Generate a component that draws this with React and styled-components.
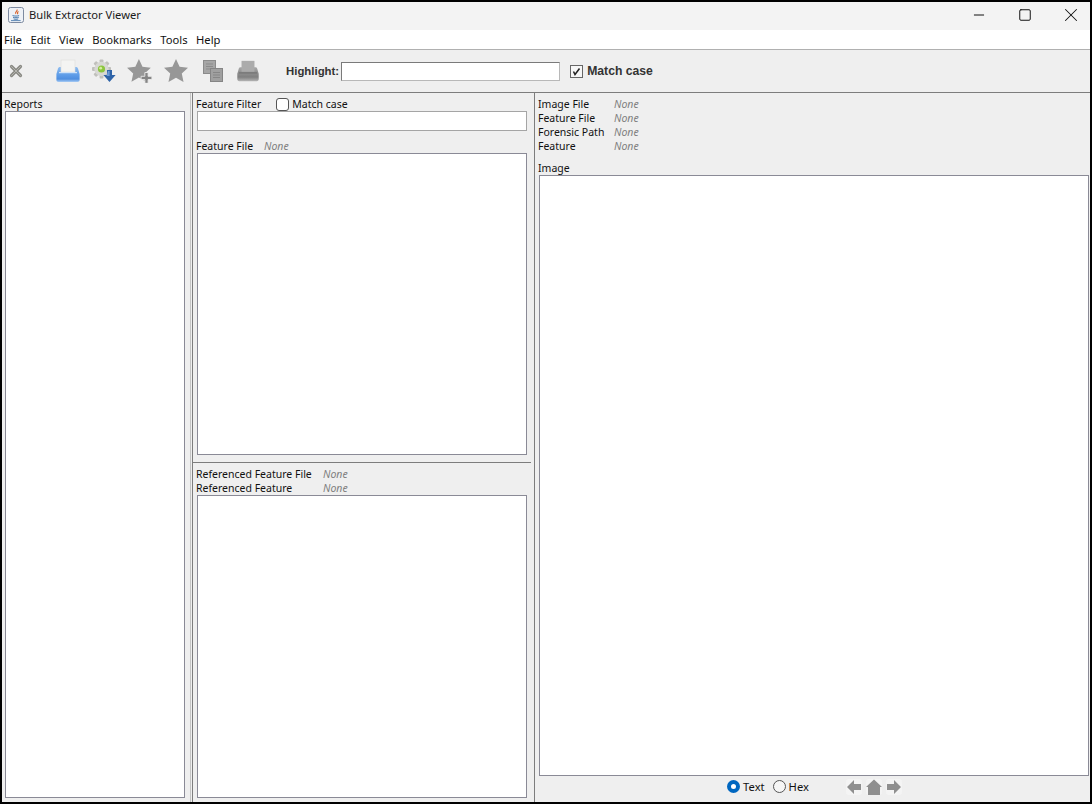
import React from "react";
import styled, { createGlobalStyle } from "styled-components";
import { Minus, Square, X } from "lucide-react";

const GlobalStyle = createGlobalStyle`
  html, body {
    margin: 0;
    padding: 0;
    background: #000;
  }
  * {
    box-sizing: border-box;
  }
`;

const FONT = `"Noto Sans", "Liberation Sans", sans-serif`;

const JavaIcon = () => (
  <svg width="16" height="16" viewBox="0 0 16 16">
    <rect x="0.5" y="0.5" width="15" height="15" rx="2" fill="#eef1f6" stroke="#7d8aa0" />
    <path d="M9 2.5c1 1.6-2.4 2.4-1.2 4.4M10.5 4.5c-1.4.8-1.2 1.6-.6 2.6" fill="none" stroke="#d9622b" strokeWidth="1.1" />
    <path d="M4.5 8.6c2 .6 5 .6 6.6 0M5 10.3c1.8.5 4.2.5 5.8 0M5.6 12c1.6.4 3.2.4 4.6 0" fill="none" stroke="#3a6ea5" strokeWidth="0.9" />
    <path d="M3 13.6h9.6" stroke="#3a6ea5" strokeWidth="0.8" />
  </svg>
);

const CloseIcon = () => (
  <svg width="14" height="14" viewBox="0 0 14 14">
    <path d="M2.5 2.5l9 9M11.5 2.5l-9 9" stroke="#8a8a84" strokeWidth="3.2" strokeLinecap="round" />
    <path d="M2.5 2.5l9 9M11.5 2.5l-9 9" stroke="#b4b4ae" strokeWidth="1" strokeLinecap="round" />
  </svg>
);

const PRINTER_BODY = "M5 8h16c1 0 1.6.5 2 1.5l1.6 5.5v6c0 1.2-.8 2-2 2H3.4c-1.2 0-2-.8-2-2v-6L3 9.500C3.400 8.500 4 8 5 8z";

const OpenIcon = () => (
  <svg width="26" height="24" viewBox="0 0 26 24">
    <defs>
      <linearGradient id="printerBody" x1="0" y1="0" x2="0" y2="1">
        <stop offset="0" stopColor="#8fbdf0" />
        <stop offset="0.55" stopColor="#5d9ce8" />
        <stop offset="0.8" stopColor="#4f8fe0" />
        <stop offset="1" stopColor="#a9ccf4" />
      </linearGradient>
    </defs>
    <path d={PRINTER_BODY} fill="url(#printerBody)" />
    <rect x="6" y="1" width="14" height="12" fill="#f4f4f2" stroke="#dcdcda" strokeWidth="0.6" />
    <rect x="4" y="13" width="18" height="1.2" fill="#cfe3f9" />
  </svg>
);

const GearIcon = () => (
  <svg width="26" height="24" viewBox="0 0 26 24">
    <g transform="translate(10.5 10)">
      {[0, 45, 90, 135].map((a) => (
        <rect key={a} x="-1.9" y="-9.500" width="3.8" height="19" rx="0.8" fill="#c0c0bc" transform={`rotate(${a})`} />
      ))}
      <circle r="7.2" fill="#d8d8d4" />
      <circle r="3.6" fill="#8cc63e" />
      <circle cx="-0.8" cy="-0.8" r="1.4" fill="#d5ee9e" />
    </g>
    <path d="M16 11h5v5h3.6l-6.1 7-6.1-7H16z" fill="#2e63a8" />
    <path d="M17 12h1.6v5h-3z" fill="#6d9bd6" />
  </svg>
);

const STAR = "M12 1l3.3 7.2 7.7.9-5.700 5.300 1.600 7.700L12 18.200 5.100 22.100l1.600-7.700L1 9.100l7.700-.9z";

const AddBookmarkIcon = () => (
  <svg width="26" height="24" viewBox="1 1 24 22.2">
    <path d={STAR} fill="#979797" />
    <path d="M17.500 13.500h3v3.500h3.500v3h-3.500v3.500h-3V20H14v-3h3.500z" fill="#858585" stroke="#eeeeee" strokeWidth="0.8" />
  </svg>
);

const BookmarkIcon = () => (
  <svg width="24" height="24" viewBox="1 1 22 22">
    <path d={STAR} fill="#979797" />
  </svg>
);

const CopyIcon = () => (
  <svg width="20" height="22" viewBox="0 0 20 22">
    <rect x="0.500" y="0.500" width="12" height="13" fill="#a6a6a6" stroke="#8b8b8b" />
    <path d="M3 4h7M3 6.500h7M3 9h4" stroke="#8b8b8b" />
    <rect x="7.500" y="8.500" width="12" height="13" fill="#a0a0a0" stroke="#858585" />
    <path d="M10 12.500h7M10 15h7M10 17.500h7" stroke="#868686" />
  </svg>
);

const PrintIcon = () => (
  <svg width="24" height="24" viewBox="0 0 26 24">
    <defs>
      <linearGradient id="printGrey" x1="0" y1="0" x2="0" y2="1">
        <stop offset="0" stopColor="#a8a8a8" />
        <stop offset="0.5" stopColor="#8a8a8a" />
        <stop offset="0.7" stopColor="#808080" />
        <stop offset="1" stopColor="#b4b4b4" />
      </linearGradient>
    </defs>
    <path d={PRINTER_BODY} fill="url(#printGrey)" />
    <rect x="6" y="1" width="14" height="12" fill="#ababab" />
    <rect x="3" y="13" width="20" height="2" fill="#7c7c7c" />
  </svg>
);

const NavLeft = () => (
  <svg width="16" height="16" viewBox="0 0 16 16">
    <rect width="16" height="16" rx="3" fill="#f4f4f4" />
    <path d="M1 8l7-7v4h7v6H8v4z" fill="#8f8f8f" />
  </svg>
);

const NavHome = () => (
  <svg width="16" height="16" viewBox="0 0 16 16">
    <rect width="16" height="16" rx="3" fill="#f4f4f4" />
    <path d="M8 0.500L16 8h-2v8H2V8H0z" fill="#8f8f8f" />
  </svg>
);

const NavRight = () => (
  <svg width="16" height="16" viewBox="0 0 16 16">
    <rect width="16" height="16" rx="3" fill="#f4f4f4" />
    <path d="M15 8l-7-7v4H1v6h7v4z" fill="#8f8f8f" />
  </svg>
);

const App = () => {
  return (
    <Frame>
      <GlobalStyle />
      <TitleBar>
        <TitleLeft>
          <JavaIcon />
          <TitleText>Bulk Extractor Viewer</TitleText>
        </TitleLeft>
        <WindowButtons>
          <WindowButton><Minus size={16} strokeWidth={1.5} /></WindowButton>
          <WindowButton><Square size={14} strokeWidth={1.7} /></WindowButton>
          <WindowButton><X size={22} strokeWidth={1.1} /></WindowButton>
        </WindowButtons>
      </TitleBar>

      <MenuBar>
        {["File", "Edit", "View", "Bookmarks", "Tools", "Help"].map((m) => (
          <MenuItem key={m}>{m}</MenuItem>
        ))}
      </MenuBar>

      <Toolbar>
        <ToolIcon $width={14} $margin={32}><CloseIcon /></ToolIcon>
        <ToolIcon $width={26} $margin={10}><OpenIcon /></ToolIcon>
        <ToolIcon $width={26} $margin={10}><GearIcon /></ToolIcon>
        <ToolIcon $width={26} $margin={11}><AddBookmarkIcon /></ToolIcon>
        <ToolIcon $width={24} $margin={15}><BookmarkIcon /></ToolIcon>
        <ToolIcon $width={20} $margin={13}><CopyIcon /></ToolIcon>
        <ToolIcon $width={24} $margin={26}><PrintIcon /></ToolIcon>
        <BoldLabel $size={11.4}>Highlight:</BoldLabel>
        <HighlightInput />
        <SquareCheck>
          <svg width="9" height="9" viewBox="0 0 9 9">
            <path d="M1.500 4.500l1.500 3L7.500 1.500" fill="none" stroke="#222" strokeWidth="1.500" />
          </svg>
        </SquareCheck>
        <BoldLabel $size={12.2}>Match case</BoldLabel>
      </Toolbar>

      <Panes>
        <ReportsPane>
          <Label>Reports</Label>
          <ListBox />
        </ReportsPane>

        <MiddlePane>
          <FilterSection>
            <FilterRow>
              <Label>Feature Filter</Label>
              <RoundCheck />
              <Label>Match case</Label>
            </FilterRow>
            <FilterInput />
            <InfoRow $top={8}>
              <InfoKey $width={68}>Feature File</InfoKey>
              <NoneValue>None</NoneValue>
            </InfoRow>
            <ListBox />
          </FilterSection>
          <SplitLine />
          <ReferencedSection>
            <InfoRow>
              <InfoKey $width={127}>Referenced Feature File</InfoKey>
              <NoneValue>None</NoneValue>
            </InfoRow>
            <InfoRow>
              <InfoKey $width={127}>Referenced Feature</InfoKey>
              <NoneValue>None</NoneValue>
            </InfoRow>
            <ListBox />
          </ReferencedSection>
        </MiddlePane>

        <ImagePane>
          {["Image File", "Feature File", "Forensic Path", "Feature"].map((k) => (
            <InfoRow key={k}>
              <InfoKey $width={76}>{k}</InfoKey>
              <NoneValue>None</NoneValue>
            </InfoRow>
          ))}
          <ImageLabel>Image</ImageLabel>
          <ListBox />
          <ImageFooter>
            <RadioOn />
            <RadioLabel>Text</RadioLabel>
            <RadioOff />
            <RadioLabel>Hex</RadioLabel>
            <NavGroup>
              <NavLeft />
              <NavHome />
              <NavRight />
            </NavGroup>
          </ImageFooter>
        </ImagePane>
      </Panes>
    </Frame>
  );
};

const Frame = styled.div`
  width: 1092px;
  height: 804px;
  border: 2px solid #000;
  display: flex;
  flex-direction: column;
  overflow: hidden;
  background: #efefef;
  font-family: ${FONT};
  color: #111;
`;

const TitleBar = styled.div`
  height: 28px;
  flex: none;
  background: #f3f3f3;
  padding-bottom: 3px;
  display: flex;
  align-items: center;
  justify-content: space-between;
`;

const TitleLeft = styled.div`
  display: flex;
  align-items: center;
  gap: 5px;
  padding-left: 6px;
`;

const TitleText = styled.span`
  font-size: 11.2px;
  color: #1a1a1a;
`;

const WindowButtons = styled.div`
  display: flex;
  margin-right: -4px;
`;

const WindowButton = styled.div`
  width: 46px;
  height: 25px;
  display: flex;
  align-items: center;
  justify-content: center;
  color: #111;
`;

const MenuBar = styled.div`
  height: 20px;
  flex: none;
  background: #fff;
  border-bottom: 1px solid #b0b0b0;
  display: flex;
  align-items: center;
  gap: 8.6px;
  padding-left: 2px;
`;

const MenuItem = styled.span`
  font-size: 11.2px;
  color: #111;
`;

const Toolbar = styled.div`
  height: 43px;
  flex: none;
  background: #efefef;
  border-bottom: 1px solid #7d7d7d;
  display: flex;
  align-items: center;
  padding-left: 7px;
`;

const ToolIcon = styled.div`
  width: ${(p) => p.$width}px;
  margin-right: ${(p) => p.$margin}px;
  display: flex;
  align-items: center;
  justify-content: center;
  flex: none;
`;

const BoldLabel = styled.span`
  font-family: "Liberation Sans", sans-serif;
  font-size: ${(p) => p.$size}px;
  font-weight: 700;
  color: #333;
`;

const HighlightInput = styled.div`
  width: 219px;
  height: 19px;
  margin: 0 10px 0 2px;
  background: #fff;
  border: 1px solid #7a7a7a;
  border-right-color: #b8b8b8;
  border-bottom-color: #b8b8b8;
`;

const SquareCheck = styled.div`
  width: 13px;
  height: 13px;
  margin-right: 4px;
  background: #f6f6f6;
  border: 1px solid #666;
  display: flex;
  align-items: center;
  justify-content: center;
`;

const Panes = styled.div`
  flex: 1;
  min-height: 0;
  display: flex;
`;

const ReportsPane = styled.div`
  width: 189px;
  flex: none;
  border-right: 1px solid #c4c4c4;
  padding: 4px 5px 4px 3px;
  display: flex;
  flex-direction: column;
`;

const Label = styled.span`
  font-size: 10.5px;
  line-height: 14px;
  height: 14px;
  margin-left: -1px;
  white-space: nowrap;
  color: #111;
`;

const ListBox = styled.div`
  flex: 1;
  min-height: 0;
  background: #fff;
  border: 1px solid #8a8a96;
`;

const MiddlePane = styled.div`
  width: 343px;
  margin-left: 1px;
  flex: none;
  display: flex;
  flex-direction: column;
  border-left: 1px solid #7d7d7d;
  border-right: 1px solid #7d7d7d;
`;

const FilterSection = styled.div`
  height: 369px;
  flex: none;
  padding: 4px 7px 7px 4px;
  display: flex;
  flex-direction: column;
`;

const FilterRow = styled.div`
  display: flex;
  align-items: center;
  height: 14px;
`;

const RoundCheck = styled.div`
  width: 13px;
  height: 13px;
  margin: 0 4px 0 15px;
  background: #fff;
  border: 1px solid #555;
  border-radius: 3px;
`;

const FilterInput = styled.div`
  height: 20px;
  flex: none;
  background: #fff;
  border: 1px solid #a5a5a5;
`;

const InfoRow = styled.div`
  display: flex;
  align-items: center;
  height: 14px;
  flex: none;
  margin-top: ${(p) => p.$top || 0}px;
`;

const InfoKey = styled.span`
  width: ${(p) => p.$width}px;
  flex: none;
  margin-left: -1px;
  font-size: 10.5px;
  white-space: nowrap;
  color: #111;
`;

const NoneValue = styled.span`
  font-size: 10.5px;
  font-style: italic;
  color: #7f7f7f;
`;

const SplitLine = styled.div`
  height: 1px;
  flex: none;
  margin-right: 3px;
  background: #7d7d7d;
`;

const ReferencedSection = styled.div`
  flex: 1;
  min-height: 0;
  padding: 4px 7px 4px 4px;
  display: flex;
  flex-direction: column;
`;

const ImagePane = styled.div`
  flex: 1;
  min-width: 0;
  padding: 4px 1px 0 4px;
  display: flex;
  flex-direction: column;
`;

const ImageLabel = styled.span`
  font-size: 10.5px;
  line-height: 14px;
  height: 14px;
  margin: 8px 0 0 -1px;
  flex: none;
  color: #111;
`;

const ImageFooter = styled.div`
  height: 26px;
  flex: none;
  padding: 0 0 5px 1px;
  display: flex;
  align-items: center;
  justify-content: center;
`;

const RadioOn = styled.div`
  width: 13px;
  height: 13px;
  border-radius: 50%;
  border: 4px solid #0067c0;
  background: #fff;
  margin-right: 3px;
`;

const RadioOff = styled.div`
  width: 13px;
  height: 13px;
  border-radius: 50%;
  border: 1px solid #555;
  background: #f6f6f6;
  margin: 0 3px 0 8px;
`;

const RadioLabel = styled.span`
  font-size: 11.2px;
  color: #111;
`;

const NavGroup = styled.div`
  display: flex;
  gap: 4px;
  margin-left: 37px;
`;

export default App;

| To do |
From the first line of the material down to the line containing "8h16c1 0 1.6.5", inclusive, return each line exactly, skipping any picture.

| Complete answer |
Generate a component that draws this with React and styled-components.
import React from "react";
import styled, { createGlobalStyle } from "styled-components";
import { Minus, Square, X } from "lucide-react";

const GlobalStyle = createGlobalStyle`
  html, body {
    margin: 0;
    padding: 0;
    background: #000;
  }
  * {
    box-sizing: border-box;
  }
`;

const FONT = `"Noto Sans", "Liberation Sans", sans-serif`;

const JavaIcon = () => (
  <svg width="16" height="16" viewBox="0 0 16 16">
    <rect x="0.5" y="0.5" width="15" height="15" rx="2" fill="#eef1f6" stroke="#7d8aa0" />
    <path d="M9 2.5c1 1.6-2.4 2.4-1.2 4.4M10.5 4.5c-1.4.8-1.2 1.6-.6 2.6" fill="none" stroke="#d9622b" strokeWidth="1.1" />
    <path d="M4.5 8.6c2 .6 5 .6 6.6 0M5 10.3c1.8.5 4.2.5 5.8 0M5.6 12c1.6.4 3.2.4 4.6 0" fill="none" stroke="#3a6ea5" strokeWidth="0.9" />
    <path d="M3 13.6h9.6" stroke="#3a6ea5" strokeWidth="0.8" />
  </svg>
);

const CloseIcon = () => (
  <svg width="14" height="14" viewBox="0 0 14 14">
    <path d="M2.5 2.5l9 9M11.5 2.5l-9 9" stroke="#8a8a84" strokeWidth="3.2" strokeLinecap="round" />
    <path d="M2.5 2.5l9 9M11.5 2.5l-9 9" stroke="#b4b4ae" strokeWidth="1" strokeLinecap="round" />
  </svg>
);

const PRINTER_BODY = "M5 8h16c1 0 1.6.5 2 1.5l1.6 5.5v6c0 1.2-.8 2-2 2H3.4c-1.2 0-2-.8-2-2v-6L3 9.500C3.400 8.500 4 8 5 8z";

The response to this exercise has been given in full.